When to use: Customer runs kube-prometheus-stack or any Prometheus Operator deployment.
3. Datadog Agent autodiscovery (metrics.datadog.enabled)¶
The Datadog Agent uses its own annotation format entirely. The prometheus.io/* annotations are invisible to it. Instead, it reads ad.datadoghq.com/<container-name>.checks from the pod:
ad.datadoghq.com/ext-proc.checks: |
{
"openmetrics": {
"instances": [{
"openmetrics_endpoint": "http://%%host%%:9090/metrics",
"namespace": "kysira",
"metrics": ["kysira_extproc_.*"]
}]
}
}
%%host%% is a Datadog autodiscovery template variable that resolves to the pod IP at runtime.

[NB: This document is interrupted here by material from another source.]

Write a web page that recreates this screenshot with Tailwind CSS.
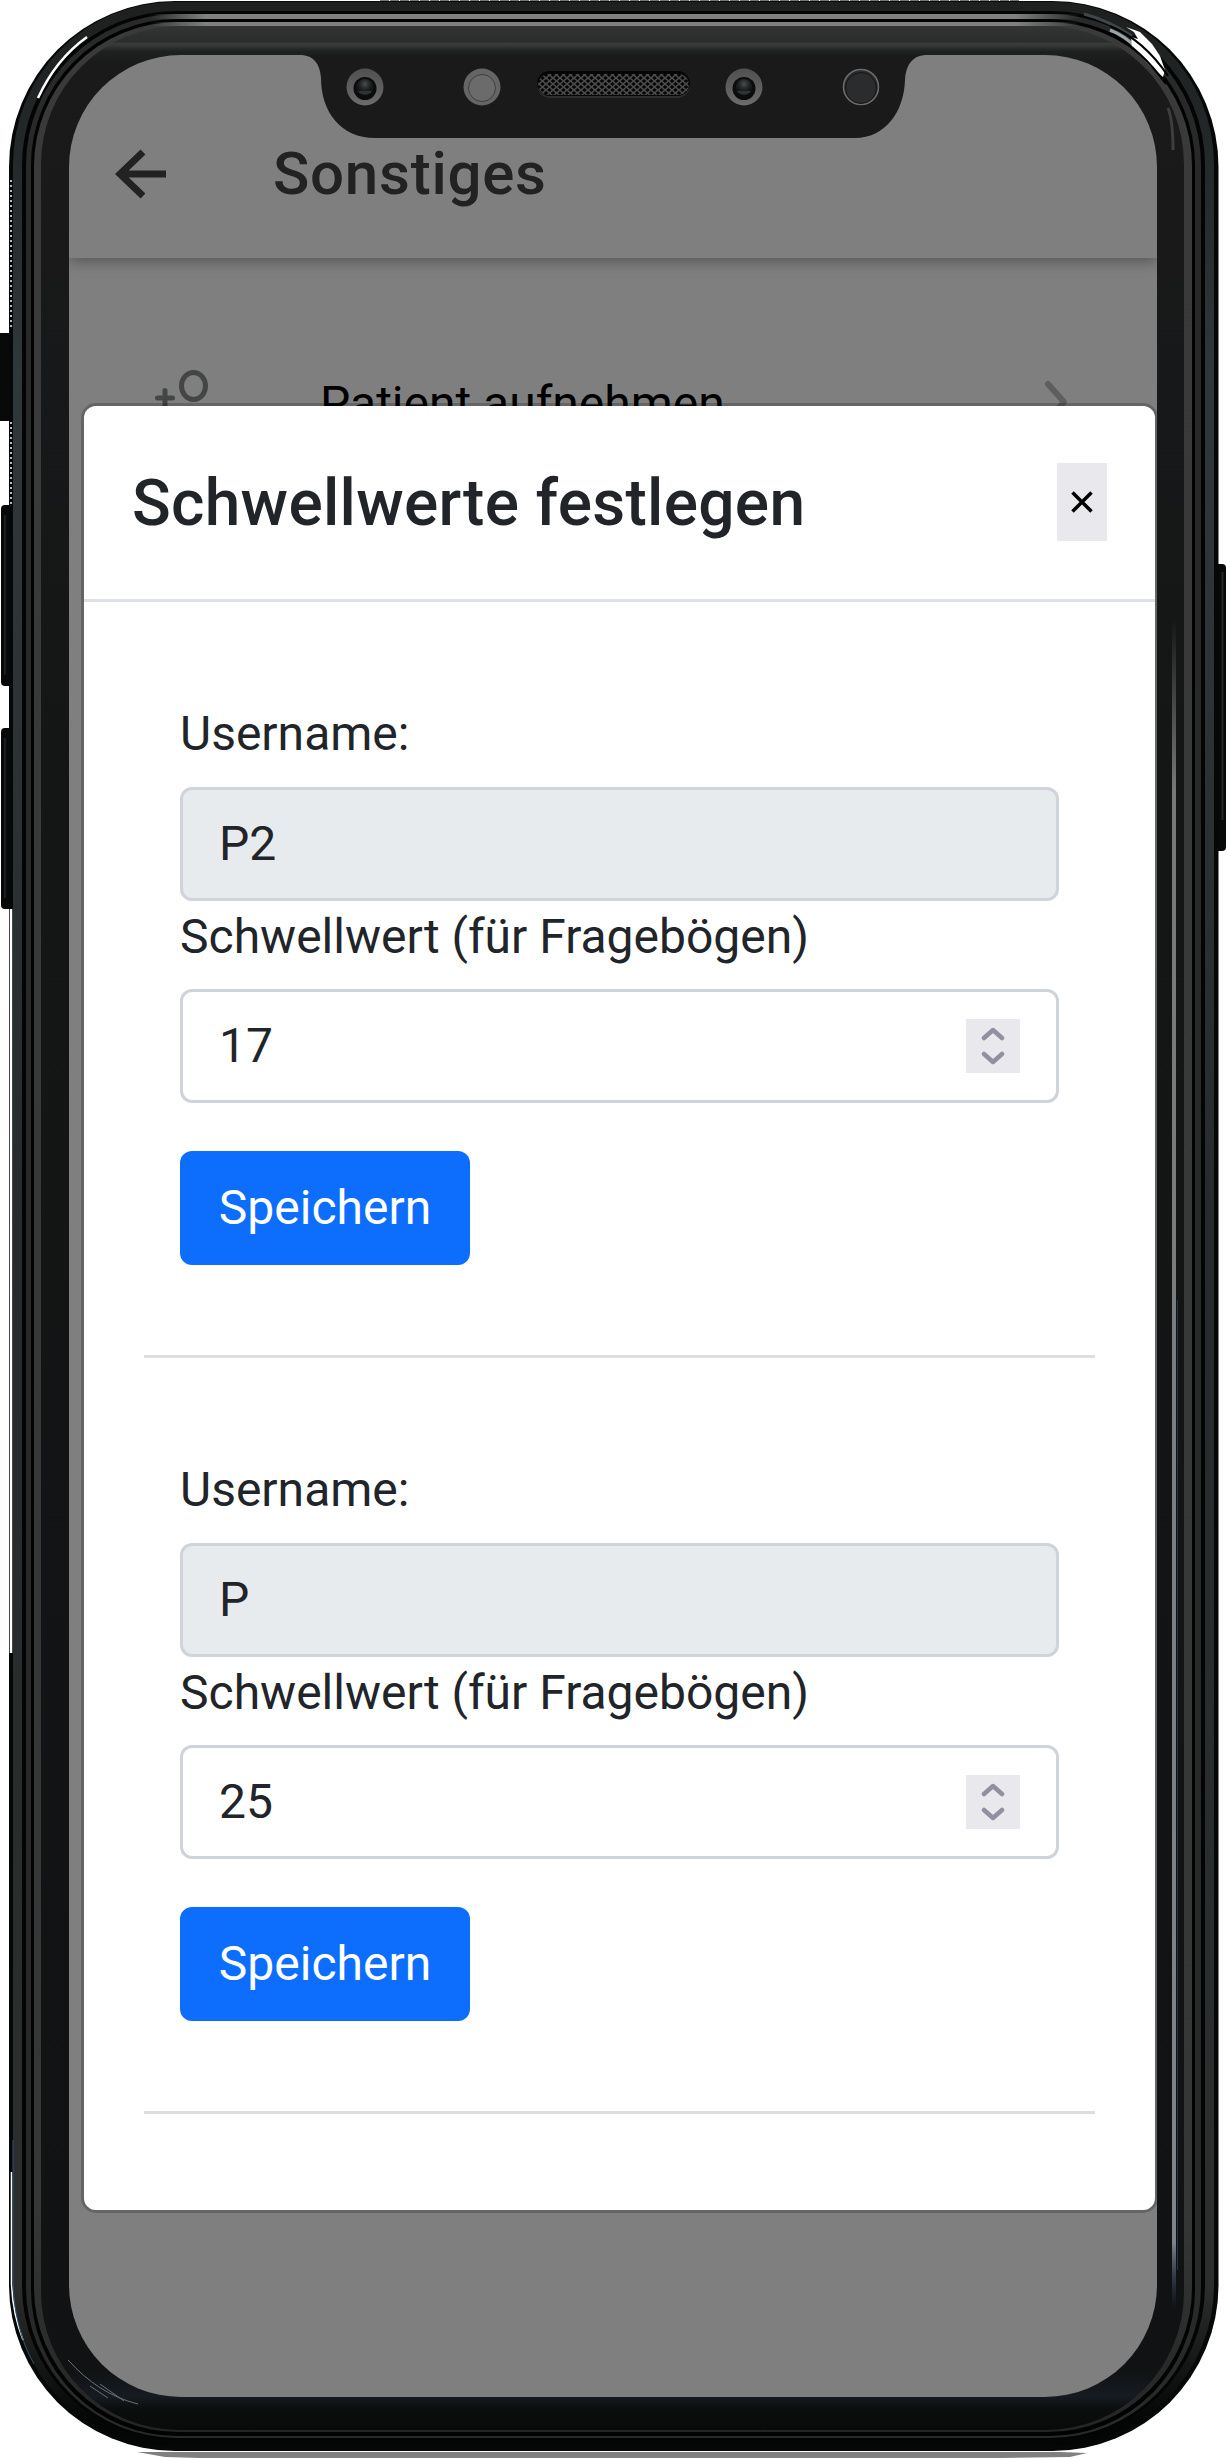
<!DOCTYPE html>
<html lang="de">
<head>
<meta charset="utf-8">
<title>Schwellwerte festlegen</title>
<script src="https://cdn.jsdelivr.net/npm/@tailwindcss/browser@4"></script>
</head>
<body class="bg-white">
<div class="relative w-[1226px] h-[2459px] overflow-hidden bg-white font-['Roboto',sans-serif] pt-[55px] pl-[69px]">
  <!-- device body -->
  <svg class="absolute inset-0" width="1226" height="2459" viewBox="0 0 1226 2459" fill="none">
    <defs>
      <linearGradient id="edge" x1="0" y1="0" x2="0" y2="2459" gradientUnits="userSpaceOnUse">
        <stop offset="0" stop-color="#1e1f1f"/><stop offset=".06" stop-color="#232829"/><stop offset=".15" stop-color="#30373a"/><stop offset=".5" stop-color="#272b2d"/><stop offset=".93" stop-color="#2c2e2e"/><stop offset=".985" stop-color="#040505"/>
      </linearGradient>
      <linearGradient id="lip" x1="0" y1="0" x2="0" y2="2459" gradientUnits="userSpaceOnUse">
        <stop offset="0" stop-color="#3a3a3a"/><stop offset=".9" stop-color="#353737"/><stop offset="1" stop-color="#222"/>
      </linearGradient>
      <linearGradient id="bezel" x1="0" y1="25" x2="0" y2="2430" gradientUnits="userSpaceOnUse">
        <stop offset="0" stop-color="#333434"/><stop offset=".007" stop-color="#2b2c2c"/><stop offset=".0078" stop-color="#3b3d3d"/><stop offset=".011" stop-color="#1f2121"/><stop offset=".016" stop-color="#1a1a1b"/><stop offset=".3" stop-color="#141616"/><stop offset=".975" stop-color="#101213"/><stop offset=".986" stop-color="#161b22"/><stop offset=".991" stop-color="#0b0e0e"/><stop offset="1" stop-color="#090909"/>
      </linearGradient>
      <linearGradient id="shine" x1="150" y1="0" x2="1080" y2="0" gradientUnits="userSpaceOnUse">
        <stop offset="0" stop-color="#808080" stop-opacity="0"/><stop offset=".06" stop-color="#808080"/><stop offset=".93" stop-color="#808080"/><stop offset="1" stop-color="#808080" stop-opacity="0"/>
      </linearGradient>
      <linearGradient id="side" x1="0" y1="620" x2="0" y2="2310" gradientUnits="userSpaceOnUse">
        <stop offset="0" stop-color="#7c7c7c" stop-opacity="0"/><stop offset=".1" stop-color="#777"/><stop offset=".96" stop-color="#808488"/><stop offset="1" stop-color="#2b4666" stop-opacity="0"/>
      </linearGradient>
    </defs>
    <path d="M137 2452H1060L1087 2453L1070 2457L1000 2458H200L165 2457Z" fill="#808080"/>
    <path d="M380 0.5H1020" stroke="#777" stroke-dasharray="9 1"/>
    <g fill="#080a0a">
      <rect x="-4" y="333" width="16" height="88" rx="4"/><rect x="1" y="505" width="16" height="181" rx="4"/><rect x="1" y="728" width="16" height="181" rx="4"/><rect x="1212" y="564" width="14" height="287" rx="4"/>
    </g>
    <path d="M5 515V675M5 738V898" stroke="#1c1e1f" stroke-width="2"/>
    <path d="M1222.500 572V820" stroke="#252727" stroke-width="2"/>
    <rect x="9" y="1" width="1209.500" height="2450" rx="166" fill="#060808"/>
    <rect x="13" y="2" width="1201" height="2445" rx="162" fill="url(#edge)"/>
    <rect x="22" y="11" width="1183" height="2429" rx="154" fill="#040404"/>
    <rect x="26" y="14" width="1175" height="2424" rx="151" fill="#282a2a"/>
    <rect x="31" y="19" width="1164" height="2417" rx="146" fill="#020202"/>
    <rect x="34" y="22" width="1158" height="2410" rx="144" fill="url(#lip)"/>
    <rect x="41" y="26" width="1143" height="2404" rx="138" fill="url(#bezel)"/>
    <rect x="150" y="14" width="930" height="5" fill="url(#shine)"/>
    <rect x="150" y="22" width="930" height="4" fill="url(#shine)"/>
    <rect x="1172" y="620" width="4" height="1690" fill="url(#side)"/>
    <path d="M1177.500 1300V2270" stroke="#1f3247"/>
    <!-- reflections on the metal edge -->
    <path d="M11 180V330M11 422V504" stroke="#b4bcc0" stroke-width="2" stroke-dasharray="2 3"/>
    <path d="M11 909V1653" stroke="#fff" stroke-width="2.500"/>
    <path d="M11.500 2172V2283C12 2300 16 2322 23 2340" stroke="#fff" stroke-width="1.500"/>
    <path d="M13 2140V2283C14 2310 20 2340 34 2364" stroke="#32506e"/>
    <path d="M38 98C50 72 66 52 87 37" stroke="#fff" stroke-width="2.500"/>
    <path d="M1084 14C1104 19 1118 27 1132 36" stroke="#3e474c" stroke-width="3"/>
    <path d="M1110 30C1122 35 1128 39 1134 46" stroke="#9aa3a8" stroke-width="3"/>
    <path d="M1126 27L1140 32L1152 44L1160 56L1165 70L1163 77L1150 66L1132 47L1131 37L1138 39L1134 32Z" fill="#fff"/>
    <path d="M1110 26C1134 36 1152 52 1168 76" stroke="#000" stroke-width="2"/>
    <path d="M1112 34C1134 46 1150 62 1166 84" stroke="#000" stroke-width="2"/>
    <path d="M68 2360C88 2382 110 2397 138 2404M90 2386L108 2398M100 2384L124 2401" stroke="#6b7075" stroke-width="1"/>
    <path d="M1168 108C1172 118 1173 132 1173 150" stroke="#3c3e3f" stroke-width="3"/>
  </svg>

  <!-- screen -->
  <div class="relative w-[1088px] h-[2342px] overflow-hidden rounded-[112px] bg-[#7f7f7f]">
    <header class="flex h-[203px] items-center gap-[107px] pl-[46px] pt-[34px] shadow-[0_3px_14px_rgba(0,0,0,0.35)]">
      <svg width="51" height="50" viewBox="0 0 51 50" fill="none" stroke="#222" stroke-width="7"><path d="M51 25H6M28 3L5 25L28 47"/></svg>
      <h1 class="text-[60px] leading-[70px] font-medium tracking-[0.75px] text-[#222]">Sonstiges</h1>
    </header>
    <div class="flex items-start pl-[86px] pt-[111px]">
      <svg width="60" height="50" viewBox="0 0 60 50" fill="none" stroke="#444646" stroke-width="5"><ellipse cx="38.500" cy="17" rx="12" ry="13.500"/><path d="M2.500 29H17.500M10 21.500V40" stroke-width="5" stroke-linecap="round"/></svg>
      <span class="ml-[105px] mt-[7px] text-[48px] leading-[56px] text-black whitespace-nowrap">Patient aufnehmen</span>
      <svg class="ml-auto mr-[84px] mt-[9px]" width="34" height="50" viewBox="0 0 34 50" fill="none" stroke="#5d5f5e" stroke-width="6" stroke-linecap="round" stroke-linejoin="round"><path d="M9 6L25 24L9 42"/></svg>
    </div>

    <!-- dialog -->
    <div class="absolute left-[12px] top-[348px] w-[1077px] h-[1810px] rounded-[15px] border-3 border-black/20">
    <section class="h-full rounded-[12px] bg-white text-[#212529]">
      <div class="flex h-[196px] items-center justify-between border-b-3 border-[#dee2e6] pl-[48px] pr-[48px]">
        <h2 class="pt-[2px] text-[64px] leading-[90px] font-medium tracking-[0.3px]">Schwellwerte festlegen</h2>
        <button class="mb-[2px] flex h-[78px] w-[50px] items-center justify-center bg-[#e9e9ed]"><svg width="22" height="22" viewBox="0 0 22 22" stroke="#000" stroke-width="3.500"><path d="M1.500 1.500L20.500 20.500M20.500 1.500L1.500 20.500"/></svg></button>
      </div>
      <form class="mx-[60px] flex h-[756px] flex-col border-b-3 border-[#dedede] px-[36px] pt-[96px] text-[48px] leading-[72px]">
        <label>Username:</label>
        <div class="mt-[17px] flex h-[114px] shrink-0 items-center rounded-[12px] border-3 border-[#ced4da] bg-[#e8ebee] px-[36px]">P2</div>
        <label>Schwellwert (für Fragebögen)</label>
        <div class="mt-[16px] flex h-[114px] shrink-0 items-center justify-between rounded-[12px] border-3 border-[#ced4da] px-[36px]">17
          <span class="flex size-[54px] items-center justify-center bg-[#e9e9ed]"><svg width="24" height="40" viewBox="0 0 24 40" fill="none" stroke="#9190a0" stroke-width="4.500" stroke-linecap="round" stroke-linejoin="round"><path d="M3 12L12 4L21 12M3 28L12 36L21 28"/></svg></span></div>
        <button class="mt-[48px] flex h-[114px] w-[290px] shrink-0 items-center justify-center rounded-[12px] bg-[#0d6efd] text-white">Speichern</button>
      </form>
      <form class="mx-[60px] flex h-[756px] flex-col border-b-3 border-[#dedede] px-[36px] pt-[96px] text-[48px] leading-[72px]">
        <label>Username:</label>
        <div class="mt-[17px] flex h-[114px] shrink-0 items-center rounded-[12px] border-3 border-[#ced4da] bg-[#e8ebee] px-[36px]">P</div>
        <label>Schwellwert (für Fragebögen)</label>
        <div class="mt-[16px] flex h-[114px] shrink-0 items-center justify-between rounded-[12px] border-3 border-[#ced4da] px-[36px]">25
          <span class="flex size-[54px] items-center justify-center bg-[#e9e9ed]"><svg width="24" height="40" viewBox="0 0 24 40" fill="none" stroke="#9190a0" stroke-width="4.500" stroke-linecap="round" stroke-linejoin="round"><path d="M3 12L12 4L21 12M3 28L12 36L21 28"/></svg></span></div>
        <button class="mt-[48px] flex h-[114px] w-[290px] shrink-0 items-center justify-center rounded-[12px] bg-[#0d6efd] text-white">Speichern</button>
      </form>
    </section>
    </div>
  </div>

  <!-- notch with cameras and speaker -->
  <svg class="absolute left-[300px] top-[50px]" width="630" height="90" viewBox="300 50 630 90" fill="none">
    <defs>
      <pattern id="mesh" width="7" height="6" patternUnits="userSpaceOnUse"><path d="M0 0L7 6M7 0L0 6" stroke="#4c4c4c" stroke-width="1.500"/></pattern>
      <linearGradient id="gl" x1="0" y1="0" x2="0" y2="1"><stop offset="0" stop-color="#505050"/><stop offset="1" stop-color="#6c6c6c"/></linearGradient>
      <radialGradient id="lens" cx=".5" cy=".3" r=".6"><stop offset="0" stop-color="#4a4d4d"/><stop offset=".5" stop-color="#222525"/><stop offset="1" stop-color="#0d0e0e"/></radialGradient>
    </defs>
    <path d="M302 55C314 56 320 64 321 78C321 112 341 138 375 138H855C885 138 904 112 905 80C906 63 914 55 927 55Z" fill="#1a1a1b"/>
    <g id="camera">
      <circle cx="365" cy="87" r="18.500" fill="url(#gl)"/><circle cx="365" cy="88.500" r="11.500" fill="#0b0c0c"/><circle cx="365" cy="87.500" r="8.500" fill="url(#lens)"/><path d="M358 91C360 96 370 96 372 91Z" fill="#303333"/>
    </g>
    <circle cx="482" cy="87" r="18.500" fill="#656565"/><circle cx="482" cy="88" r="13.500" fill="#6b6b6c" stroke="#3f3f3f"/>
    <rect x="537" y="72" width="153" height="26" rx="13" fill="#2d2e2e"/>
    <rect x="537" y="71" width="153" height="25" rx="12.500" fill="#060606"/>
    <rect x="538" y="74" width="151" height="21" rx="10.500" fill="url(#mesh)"/>
    <use href="#camera" x="379"/>
    <circle cx="861" cy="87" r="17.500" fill="#2a2c2d" stroke="#6c6c6c" stroke-width="1.500"/><circle cx="861" cy="88" r="15.500" stroke="#151515"/>
  </svg>
</div>
</body>
</html>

When to use: Customer runs the Datadog Agent in their cluster with the OpenMetrics check enabled.
Helm configuration¶
All three mechanisms are opt-in and independent. Enable whichever ones match the customer's stack.
ext-proc values¶
metrics:
enabled: true # master switch — exposes /metrics at all
path: /metrics
port: 9090
prometheusAnnotations:
enabled: true # add prometheus.io/* pod annotations
serviceMonitor:
enabled: false # create a ServiceMonitor CRD (Prometheus Operator)
interval: 30s
additionalLabels: {} # e.g. { release: prometheus }
datadog:
enabled: false # add ad.datadoghq.com/* pod annotations
namespace: kysira # Datadog metric namespace prefix
inference values¶
metrics:
enabled: true
path: /metrics
port: 8081 # same port as the main API
prometheusAnnotations:
enabled: true
serviceMonitor:
enabled: false
interval: 30s
additionalLabels: {}
datadog:
enabled: false
namespace: kysira
Enabling for kube-prometheus-stack¶
# deploy/values-<env>.yaml
kysira-ext-proc:
metrics:
serviceMonitor:
enabled: true
additionalLabels:
release: prometheus # match your Prometheus Operator's serviceMonitorSelector
kysira-inference:
metrics:
serviceMonitor:
enabled: true
additionalLabels:
release: prometheus
Enabling for Datadog¶
# deploy/values-<env>.yaml
kysira-ext-proc:
metrics:
prometheusAnnotations:
enabled: false # Datadog ignores these, disable to keep annotations clean
datadog:
enabled: true
kysira-inference:
metrics:
prometheusAnnotations:
enabled: false
datadog:
enabled: true
Customer deployment guide¶
If your cluster already has Grafana or Datadog running, Kysira will be picked up automatically once you enable the right option above. No changes to your existing observability stack are required.
| You have... | Set this |
|---|---|
| Vanilla Prometheus / Grafana Alloy (annotation discovery) | metrics.prometheusAnnotations.enabled: true (default) |
| kube-prometheus-stack (Prometheus Operator) | metrics.serviceMonitor.enabled: true + additionalLabels matching your operator's selector |
| Datadog Agent | metrics.datadog.enabled: true |
| Both Grafana and Datadog | Enable serviceMonitor and datadog; disable prometheusAnnotations |
Self-hosted Prometheus (no operator)¶
If the customer runs a plain Prometheus deployment (not via the Operator), they need to add a scrape job manually to their prometheus.yml, or use the pod annotation method. ServiceMonitors won't be picked up without the Operator.
scrape_configs:
- job_name: kysira-ext-proc
kubernetes_sd_configs:
- role: pod
relabel_configs:
- source_labels: [__meta_kubernetes_pod_label_app_kubernetes_io_name]
regex: kysira-ext-proc
action: keep
- source_labels: [__meta_kubernetes_pod_annotation_prometheus_io_port]
target_label: __address__
regex: (.+)
replacement: ${__meta_kubernetes_pod_ip}:$1
- job_name: kysira-inference
kubernetes_sd_configs:
- role: pod
relabel_configs:
- source_labels: [__meta_kubernetes_pod_label_app_kubernetes_io_name]
regex: kysira-inference
action: keep
- source_labels: [__meta_kubernetes_pod_annotation_prometheus_io_port]
target_label: __address__
regex: (.+)
replacement: ${__meta_kubernetes_pod_ip}:$1
Relationship to Kysira telemetry¶
The Prometheus metrics described above are for the customer's observability stack — they stay in the customer's cluster.